Jacki Lyden (born 1953 or 1954[1]) is an American journalist and author of the memoir, Daughter of the Queen of Sheba (1999).

Early life and education[edit]

Lyden grew up in Delafield and Oconomowoc, Wisconsin,[2] the eldest of three daughters. She graduated from Valparaiso University and has studied at the University of Cambridge and was a Benton Fellow in 1991–92 at University of Chicago.[3] She has an honorary Ph.D. from Valparaiso and has taught various university workshops.

NPR career[edit]

In 1979, Lyden joined National Public Radio as a freelance reporter in the Chicago bureau.[4] By 1989, Lyden was stationed in London, covering The Troubles in Northern Ireland.[3] She covered the Gulf War from the Middle East.[3] Throughout the 1990s and 2000s, she continued to serve as a foreign correspondent for NPR.[3] Lyden, then living in Brooklyn, was NPR's first correspondent on the air from New York during the September 11 attacks and reported from "Ground Zero".[3] In late 2001, she served as a foreign correspondent in Afghanistan. As a regular substitute host for Weekend All Things Considered and other shows, like Weekend Edition, she interviewed numerous poets, authors, filmmakers. She and the late John McChesney produced "Anatomy of a Shooting" in 2006, about the accidental killing of her Iraqi translator, Yasser Salihee, by an American soldier.

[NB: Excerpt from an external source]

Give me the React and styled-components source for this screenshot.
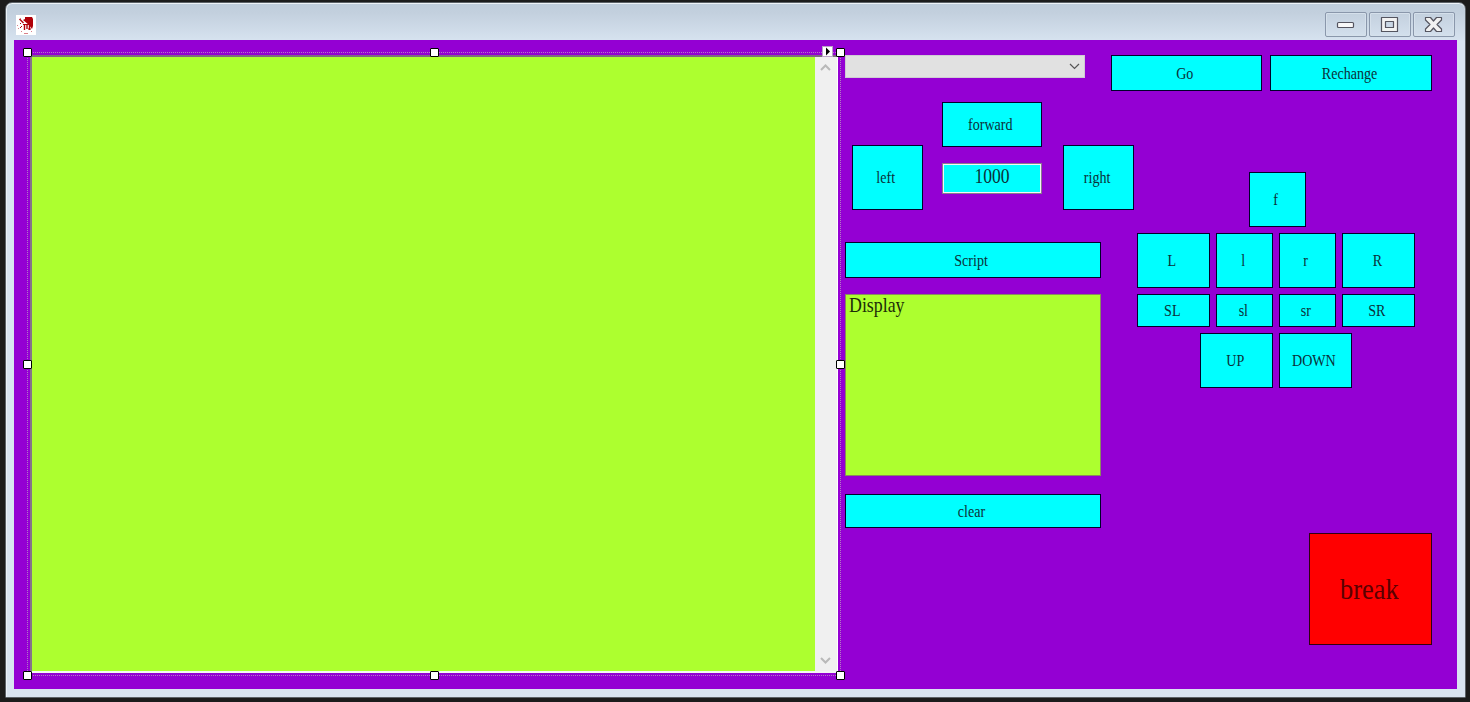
import React from "react";
import styled, { createGlobalStyle } from "styled-components";

const Global = createGlobalStyle`
  *{box-sizing:border-box;}
  body{margin:0;background:#1c1c1c;overflow:hidden;}
`;
const Desktop = styled.div`
  height:702px;padding:2px 4px 4px 5px;background:#1c1c1c;
  font-family:"Liberation Serif","Noto Sans CJK TC",serif;color:#101010;
`;
const Window = styled.div`
  height:696px;display:flex;flex-direction:column;
  border:1px solid #5c6268;border-radius:7px 7px 1px 1px;
  box-shadow:inset 0 1px 0 #eef3f8,inset 1px 0 0 #eaf1f8;
  background:linear-gradient(#bfcddb 0,#c3d0de 10px,#d6e2ef 37px,#d9e4f1 38px);
  padding:0 8px 8px;
`;
const TitleBar = styled.div`
  height:37px;flex:none;display:flex;justify-content:space-between;
  padding:12px 2px 0;
`;
const Controls = styled.div`
  display:flex;gap:2px;margin-top:-3px;
`;
const Control = styled.div`
  width:42px;height:25px;border:1px solid #8a97ab;border-radius:2px;
  box-shadow:inset 0 0 0 1px #d5e0eb;
  display:flex;align-items:center;justify-content:center;
`;
const Client = styled.div`
  flex:1;background:#9400d3;display:flex;padding:12px 25px 0 13px;gap:5px;
`;
const Selection = styled.div`
  position:relative;width:813px;height:624px;padding:3px 2px 3px 3px;
`;
const Outline = styled.svg`
  position:absolute;inset:0;
`;
const Handle = styled.i`
  position:absolute;width:9px;height:9px;background:#fff;border:1px solid #000;border-radius:1px;
  left:${p => p.$x}px;top:${p => p.$y}px;
`;
const SmartTag = styled.div`
  position:absolute;left:795px;top:-6px;width:11px;height:11px;background:#fff;
  border:1px solid #b9a3c8;display:flex;
`;
const TextArea = styled.div`
  height:618px;display:flex;background:#adff2f;
  border-style:solid;border-width:2px 1px 2px 2px;
  border-color:#7d6a80 #fff #f4f4f4 #85748a;
`;
const ScrollBar = styled.div`
  width:22px;margin-left:auto;background:#f0f0f0;
  display:flex;flex-direction:column;justify-content:space-between;align-items:center;
  padding:6px 2px 6px 0;
`;
const Side = styled.div`
  flex:1;display:flex;flex-direction:column;padding-top:3px;
`;
const TopRow = styled.div`
  display:flex;align-items:flex-start;
`;
const Actions = styled.div`
  display:flex;gap:8px;
`;
const Combo = styled.div`
  width:240px;height:23px;margin-right:26px;background:#e1e1e1;border:1px solid #cfcbd3;
  display:flex;align-items:center;justify-content:flex-end;padding-right:4px;
`;
const Key = styled.div`
  width:${p => p.$w}px;height:${p => p.$h}px;flex:none;
  background:${p => (p.$danger ? "#ff0000" : "#00ffff")};
  border:1px solid ${p => (p.$danger ? "#300010" : "#00002a")};
  display:flex;align-items:center;justify-content:center;
  padding:${p => (p.$danger ? "0 2px 0 0" : "1px 3px 0 0")};
  font-size:${p => (p.$danger ? 30 : 16)}px;line-height:1;
  color:${p => (p.$danger ? "#5a0000" : "#0c3038")};
`;
const Narrow = styled.span`
  display:block;white-space:nowrap;transform:scaleX(${p => p.$s || 0.88});
  transform-origin:${p => p.$o || "center"};
`;
const Body = styled.div`
  display:flex;flex:1;
`;
const Middle = styled.div`
  width:289px;padding-top:11px;display:flex;flex-direction:column;
`;
const Pad = styled.div`
  display:flex;justify-content:space-between;padding-left:7px;height:140px;
`;
const PadCenter = styled.div`
  display:flex;flex-direction:column;gap:16px;margin-left:-2px;
`;
const PadSide = styled.div`
  padding-top:43px;
`;
const NumberBox = styled.div`
  width:100px;height:31px;background:#00ffff;border:1px solid #8a7a90;
  box-shadow:inset 0 0 0 1px #f4f4f4;color:#0c3038;
  display:flex;justify-content:center;padding-top:1px;font-size:22px;line-height:22px;
`;
const Display = styled.div`
  width:256px;height:182px;margin:16px 0 18px;background:#adff2f;border:1px solid #8a8a60;
  padding:0 3px;font-size:21px;line-height:21px;color:#1c2c08;
`;
const Right = styled.div`
  flex:1;display:flex;flex-direction:column;padding:81px 0 0 3px;
`;
const Rows = styled.div`
  width:278px;display:flex;flex-direction:column;gap:6px;
`;
const Row = styled.div`
  display:flex;justify-content:center;gap:6px;padding-left:${p => p.$shift || 0}px;
`;
const BreakSlot = styled.div`
  display:flex;justify-content:flex-end;margin-top:145px;
`;

function Button({ label, w, h, danger }) {
  return (
    <Key $w={w} $h={h} $danger={danger}>
      <Narrow>{label}</Narrow>
    </Key>
  );
}

function Chevron({ up, color = "#b9b9b9", size = 11, width = 2 }) {
  return (
    <svg width={size} height="9" viewBox="0 0 11 9">
      <path d={up ? "M1 7 5.5 2.5 10 7" : "M1 2 5.5 6.5 10 2"} fill="none" stroke={color} strokeWidth={width} />
    </svg>
  );
}

function Logo() {
  return (
    <svg width="20" height="20" viewBox="0 0 20 20">
      <path fill="#fff" d="M0 0h20v20H0z" />
      <path fill="#b00008" d="M9 2h7l1 2v7l-1 3-3-4-6-5 2-1z" />
      <path stroke="#b00008" strokeWidth="1.4" d="m3.500 4 4 4M8.500 9v6M11 9v5M13.500 10v5" fill="none" />
      <path stroke="#b00008" d="M7 9.500h6M4 8l1 1M6 11l-2 2M12 14h3" fill="none" />
      <path stroke="#d9808a" d="M1 10.500h1M2 13.500h1M5 16.500h1M8 18.500h4M15 16.500h1M4 3.500h1" />
    </svg>
  );
}

const HANDLES = [[-4, -4], [403, -4], [809, -4], [-4, 308], [809, 308], [-4, 619], [403, 619], [809, 619]];

export default function App() {
  return (
    <Desktop>
      <Global />
      <Window>
        <TitleBar>
          <Logo />
          <Controls>
            <Control>
              <svg width="20" height="21" viewBox="0 0 20 21">
                <rect x="1.500" y="8.500" width="16" height="5" rx="1" fill="#f8f8f8" stroke="#555560" strokeWidth="1.200" />
              </svg>
            </Control>
            <Control>
              <svg width="20" height="21" viewBox="0 0 20 21">
                <path d="M1.500 3.500h16v14h-16zM5.500 7.500v6h8v-6z" fillRule="evenodd" fill="#f2f2f2" stroke="#555560" strokeWidth="1.200" strokeLinejoin="round" />
              </svg>
            </Control>
            <Control>
              <svg width="20" height="21" viewBox="0 0 20 21">
                <path d="M1.500 3.500h5l3 3.500 3-3.500h5V6l-4.500 4.500 4.500 4.500v2.500h-5l-3-3.500-3 3.500h-5V15L6 10.500 1.500 6z" fill="#f2f2f2" stroke="#555560" strokeWidth="1.200" strokeLinejoin="round" />
              </svg>
            </Control>
          </Controls>
        </TitleBar>
        <Client>
          <Selection>
            <Outline width="814" height="624" shapeRendering="crispEdges">
              <path d="M0 .5H813M0 623.500H813M.5 0V624M813.500 0V624" fill="none" stroke="#b27cc4" strokeDasharray="1 1" />
            </Outline>
            <TextArea>
              <ScrollBar>
                <Chevron up />
                <Chevron />
              </ScrollBar>
            </TextArea>
            {HANDLES.map(([x, y]) => (
              <Handle key={`${x}:${y}`} $x={x} $y={y} />
            ))}
            <SmartTag>
              <svg width="9" height="9" viewBox="0 0 9 9">
                <path d="M3 .5v8l4-4z" fill="#000" />
              </svg>
            </SmartTag>
          </Selection>
          <Side>
            <TopRow>
              <Combo>
                <Chevron color="#555" width={1.2} />
              </Combo>
              <Actions>
                <Button label="Go" w={151} h={36} />
                <Button label="Rechange" w={162} h={36} />
              </Actions>
            </TopRow>
            <Body>
              <Middle>
                <Pad>
                  <PadSide><Button label="left" w={71} h={65} /></PadSide>
                  <PadCenter>
                    <Button label="forward" w={100} h={45} />
                    <NumberBox><Narrow $s={0.8}>1000</Narrow></NumberBox>
                  </PadCenter>
                  <PadSide><Button label="right" w={71} h={65} /></PadSide>
                </Pad>
                <Button label="Script" w={256} h={36} />
                <Display><Narrow $s={0.85} $o="left">Display</Narrow></Display>
                <Button label="clear" w={256} h={34} />
              </Middle>
              <Right>
                <Rows>
                  <Row $shift={2}><Button label="f" w={57} h={55} /></Row>
                  <Row>
                    <Button label="L" w={73} h={55} />
                    <Button label="l" w={57} h={55} />
                    <Button label="r" w={57} h={55} />
                    <Button label="R" w={73} h={55} />
                  </Row>
                  <Row>
                    <Button label="SL" w={73} h={33} />
                    <Button label="sl" w={57} h={33} />
                    <Button label="sr" w={57} h={33} />
                    <Button label="SR" w={73} h={33} />
                  </Row>
                  <Row>
                    <Button label="UP" w={73} h={55} />
                    <Button label="DOWN" w={73} h={55} />
                  </Row>
                </Rows>
                <BreakSlot>
                  <Button label="break" w={123} h={112} danger />
                </BreakSlot>
              </Right>
            </Body>
          </Side>
        </Client>
      </Window>
    </Desktop>
  );
}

During a 2008 downsizing, Lyden's staff position as an All Things Considered substitute host was eliminated.[4] She continued as a contributing host and correspondent on a temporary basis from 2009 through 2014, when her contract ended.[4]

After 2014, when she left NPR, she hosted an NPR series and podcast on fashion as anthropology and history and fair trade called The Seams.[4] Lyden explained that The Seams aims to "give voice and legitimacy and intellectual inquiry" to getting dressed. The Seams motto was "clothing is our common thread, in every stitch, a story."

Her reporting has earned her wide acclaim, including two Alfred I. duPont–Columbia University Award awards, a Peabody Award, and a Gracie Award.[3]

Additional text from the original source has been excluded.